▶ _What is required_:
Word for word, quote all of the material, omitting the pictures.

▶ _Given data_:
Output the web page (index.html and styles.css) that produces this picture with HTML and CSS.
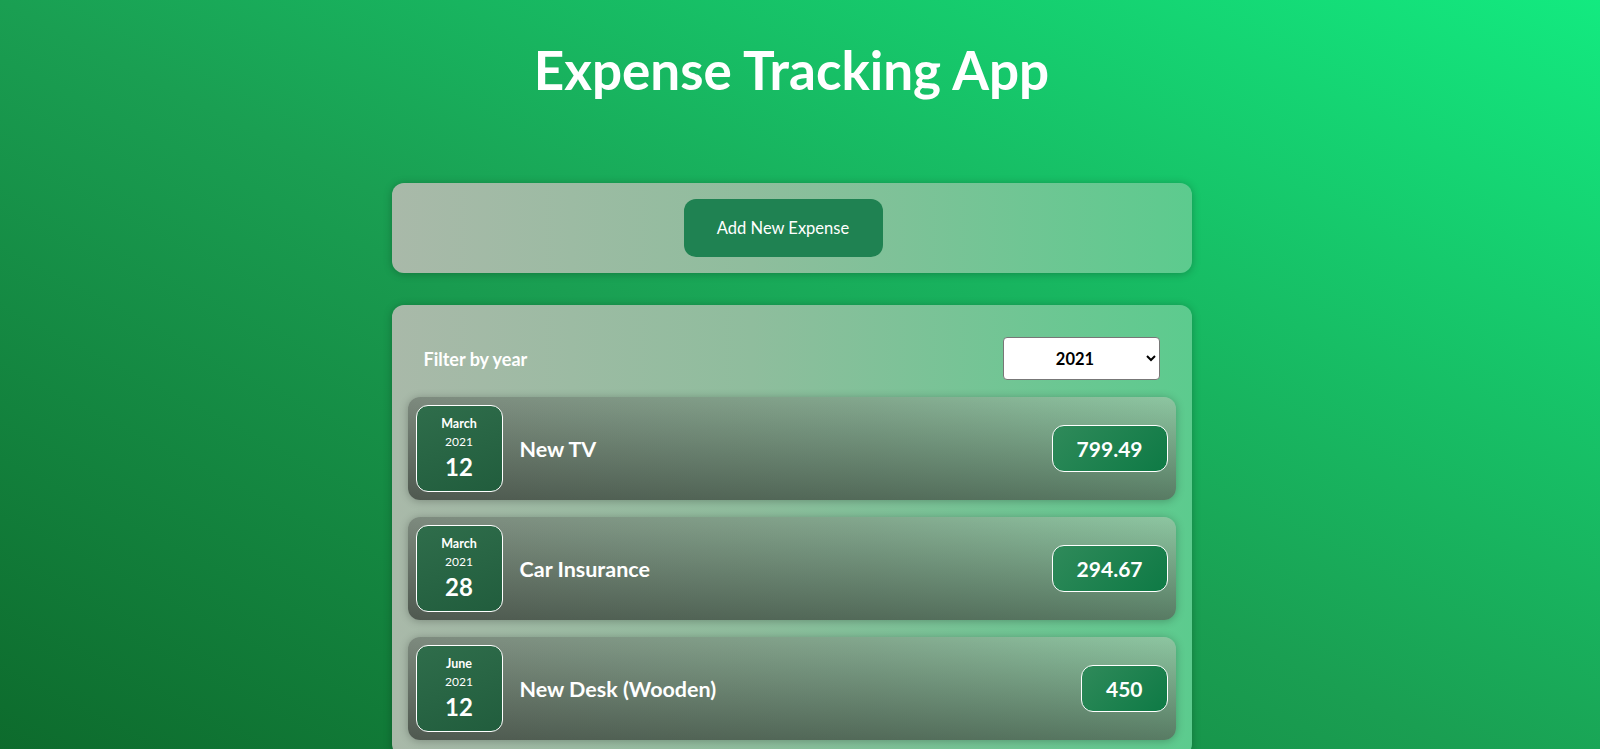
FILE: index.html
```html
<!DOCTYPE html>
<html lang="en">
<head>
<meta charset="utf-8">
<title>Expense Tracking App</title>
<link rel="stylesheet" href="styles.css">
</head>
<body>
  <h1 class="app-title">Expense Tracking App</h1>

  <section class="card new-expense">
    <button class="btn-add" type="button">Add New Expense</button>
  </section>

  <section class="card expenses">
    <div class="filter">
      <label class="filter-label" for="year">Filter by year</label>
      <select id="year" class="filter-select">
        <option>2022</option>
        <option selected>2021</option>
        <option>2020</option>
        <option>2019</option>
      </select>
    </div>

    <ul class="expense-list">
      <li class="expense-item">
        <div class="expense-date">
          <div class="date-month">March</div>
          <div class="date-year">2021</div>
          <div class="date-day">12</div>
        </div>
        <div class="expense-desc">
          <h2 class="expense-title">New TV</h2>
          <div class="expense-price">799.49</div>
        </div>
      </li>
      <li class="expense-item">
        <div class="expense-date">
          <div class="date-month">March</div>
          <div class="date-year">2021</div>
          <div class="date-day">28</div>
        </div>
        <div class="expense-desc">
          <h2 class="expense-title">Car Insurance</h2>
          <div class="expense-price">294.67</div>
        </div>
      </li>
      <li class="expense-item">
        <div class="expense-date">
          <div class="date-month">June</div>
          <div class="date-year">2021</div>
          <div class="date-day">12</div>
        </div>
        <div class="expense-desc">
          <h2 class="expense-title">New Desk (Wooden)</h2>
          <div class="expense-price">450</div>
        </div>
      </li>
    </ul>
  </section>
</body>
</html>
```

FILE: styles.css
```css
* { box-sizing: border-box; }

html {
  min-height: 100%;
  background: linear-gradient(to top right, #0c6629 0%, #1a9f52 50%, #13ea80 100%);
}

body {
  margin: 0;
  padding: 0 17px 64px 0;
  font-family: "Lato", "Open Sans", sans-serif;
  color: #fff;
}

.app-title {
  margin: 0;
  padding: 39px 0 0;
  height: 183px;
  text-align: center;
  font-size: 53px;
  font-weight: 700;
  line-height: 62px;
  color: #fff;
}

.card {
  width: 800px;
  margin: 0 auto;
  border-radius: 12px;
  background: linear-gradient(to right, #a9b9a9 0%, #8fbd9d 45%, #5ccb8e 100%);
  box-shadow: 0 1px 8px rgba(0, 0, 0, 0.25);
}

.new-expense {
  height: 90px;
  display: flex;
  align-items: center;
  justify-content: center;
  padding-right: 17px;
}

.btn-add {
  width: 199px;
  height: 58px;
  border: none;
  border-radius: 12px;
  background: #1f8252;
  color: #fff;
  font-family: inherit;
  font-size: 16.5px;
  cursor: pointer;
}

.expenses {
  margin-top: 32px;
  padding: 16px;
}

.filter {
  display: flex;
  align-items: center;
  justify-content: space-between;
  height: 76px;
  padding: 0 16px 1px 16px;
}

.filter-label {
  font-size: 18px;
  font-weight: 700;
}

.filter-select {
  width: 157px;
  height: 43px;
  border: 1px solid #777;
  border-radius: 4px;
  background: #fff;
  color: #000;
  font-family: inherit;
  font-size: 16.5px;
  font-weight: 700;
  text-align: center;
  text-align-last: center;
}

.expense-list {
  list-style: none;
  margin: 0;
  padding: 0;
  display: flex;
  flex-direction: column;
  gap: 17px;
}

.expense-item {
  display: flex;
  align-items: center;
  gap: 17px;
  padding: 8px;
  border-radius: 12px;
  background:
    linear-gradient(to bottom, rgba(0, 0, 0, 0) 0%, rgba(15, 20, 15, 0.42) 100%),
    linear-gradient(to right, #7d8a7e 0%, #83a88e 60%, #8dc6a1 100%);
  box-shadow: 0 1px 8px rgba(0, 0, 0, 0.25);
}

.expense-date {
  width: 87px;
  height: 87px;
  flex: none;
  display: flex;
  flex-direction: column;
  align-items: center;
  justify-content: center;
  border: 1px solid #fff;
  border-radius: 12px;
  background: linear-gradient(160deg, #2f6d4b, #215d3d);
  line-height: 1;
}

.date-month {
  font-size: 12.5px;
  font-weight: 700;
}

.date-year {
  margin-top: 5px;
  font-size: 12px;
}

.date-day {
  margin-top: 7px;
  font-size: 24px;
  font-weight: 700;
}

.expense-desc {
  flex: 1;
  display: flex;
  align-items: center;
  justify-content: space-between;
}

.expense-title {
  margin: 0;
  font-size: 21.5px;
  font-weight: 700;
}

.expense-price {
  padding: 10px 24px;
  border: 1px solid #fff;
  border-radius: 12px;
  background: linear-gradient(135deg, #2f8a5a 0%, #0e7a45 100%);
  font-size: 21px;
  font-weight: 700;
  line-height: 25px;
}
```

▶ _Reply_:
Output the web page (index.html and styles.css) that produces this picture with HTML and CSS.
FILE: index.html
```html
<!DOCTYPE html>
<html lang="en">
<head>
<meta charset="utf-8">
<title>Expense Tracking App</title>
<link rel="stylesheet" href="styles.css">
</head>
<body>
  <h1 class="app-title">Expense Tracking App</h1>

  <section class="card new-expense">
    <button class="btn-add" type="button">Add New Expense</button>
  </section>

  <section class="card expenses">
    <div class="filter">
      <label class="filter-label" for="year">Filter by year</label>
      <select id="year" class="filter-select">
        <option>2022</option>
        <option selected>2021</option>
        <option>2020</option>
        <option>2019</option>
      </select>
    </div>

    <ul class="expense-list">
      <li class="expense-item">
        <div class="expense-date">
          <div class="date-month">March</div>
          <div class="date-year">2021</div>
          <div class="date-day">12</div>
        </div>
        <div class="expense-desc">
          <h2 class="expense-title">New TV</h2>
          <div class="expense-price">799.49</div>
        </div>
      </li>
      <li class="expense-item">
        <div class="expense-date">
          <div class="date-month">March</div>
          <div class="date-year">2021</div>
          <div class="date-day">28</div>
        </div>
        <div class="expense-desc">
          <h2 class="expense-title">Car Insurance</h2>
          <div class="expense-price">294.67</div>
        </div>
      </li>
      <li class="expense-item">
        <div class="expense-date">
          <div class="date-month">June</div>
          <div class="date-year">2021</div>
          <div class="date-day">12</div>
        </div>
        <div class="expense-desc">
          <h2 class="expense-title">New Desk (Wooden)</h2>
          <div class="expense-price">450</div>
        </div>
      </li>
    </ul>
  </section>
</body>
</html>
```

FILE: styles.css
```css
* { box-sizing: border-box; }

html {
  min-height: 100%;
  background: linear-gradient(to top right, #0c6629 0%, #1a9f52 50%, #13ea80 100%);
}

body {
  margin: 0;
  padding: 0 17px 64px 0;
  font-family: "Lato", "Open Sans", sans-serif;
  color: #fff;
}

.app-title {
  margin: 0;
  padding: 39px 0 0;
  height: 183px;
  text-align: center;
  font-size: 53px;
  font-weight: 700;
  line-height: 62px;
  color: #fff;
}

.card {
  width: 800px;
  margin: 0 auto;
  border-radius: 12px;
  background: linear-gradient(to right, #a9b9a9 0%, #8fbd9d 45%, #5ccb8e 100%);
  box-shadow: 0 1px 8px rgba(0, 0, 0, 0.25);
}

.new-expense {
  height: 90px;
  display: flex;
  align-items: center;
  justify-content: center;
  padding-right: 17px;
}

.btn-add {
  width: 199px;
  height: 58px;
  border: none;
  border-radius: 12px;
  background: #1f8252;
  color: #fff;
  font-family: inherit;
  font-size: 16.5px;
  cursor: pointer;
}

.expenses {
  margin-top: 32px;
  padding: 16px;
}

.filter {
  display: flex;
  align-items: center;
  justify-content: space-between;
  height: 76px;
  padding: 0 16px 1px 16px;
}

.filter-label {
  font-size: 18px;
  font-weight: 700;
}

.filter-select {
  width: 157px;
  height: 43px;
  border: 1px solid #777;
  border-radius: 4px;
  background: #fff;
  color: #000;
  font-family: inherit;
  font-size: 16.5px;
  font-weight: 700;
  text-align: center;
  text-align-last: center;
}

.expense-list {
  list-style: none;
  margin: 0;
  padding: 0;
  display: flex;
  flex-direction: column;
  gap: 17px;
}

.expense-item {
  display: flex;
  align-items: center;
  gap: 17px;
  padding: 8px;
  border-radius: 12px;
  background:
    linear-gradient(to bottom, rgba(0, 0, 0, 0) 0%, rgba(15, 20, 15, 0.42) 100%),
    linear-gradient(to right, #7d8a7e 0%, #83a88e 60%, #8dc6a1 100%);
  box-shadow: 0 1px 8px rgba(0, 0, 0, 0.25);
}

.expense-date {
  width: 87px;
  height: 87px;
  flex: none;
  display: flex;
  flex-direction: column;
  align-items: center;
  justify-content: center;
  border: 1px solid #fff;
  border-radius: 12px;
  background: linear-gradient(160deg, #2f6d4b, #215d3d);
  line-height: 1;
}

.date-month {
  font-size: 12.5px;
  font-weight: 700;
}

.date-year {
  margin-top: 5px;
  font-size: 12px;
}

.date-day {
  margin-top: 7px;
  font-size: 24px;
  font-weight: 700;
}

.expense-desc {
  flex: 1;
  display: flex;
  align-items: center;
  justify-content: space-between;
}

.expense-title {
  margin: 0;
  font-size: 21.5px;
  font-weight: 700;
}

.expense-price {
  padding: 10px 24px;
  border: 1px solid #fff;
  border-radius: 12px;
  background: linear-gradient(135deg, #2f8a5a 0%, #0e7a45 100%);
  font-size: 21px;
  font-weight: 700;
  line-height: 25px;
}
```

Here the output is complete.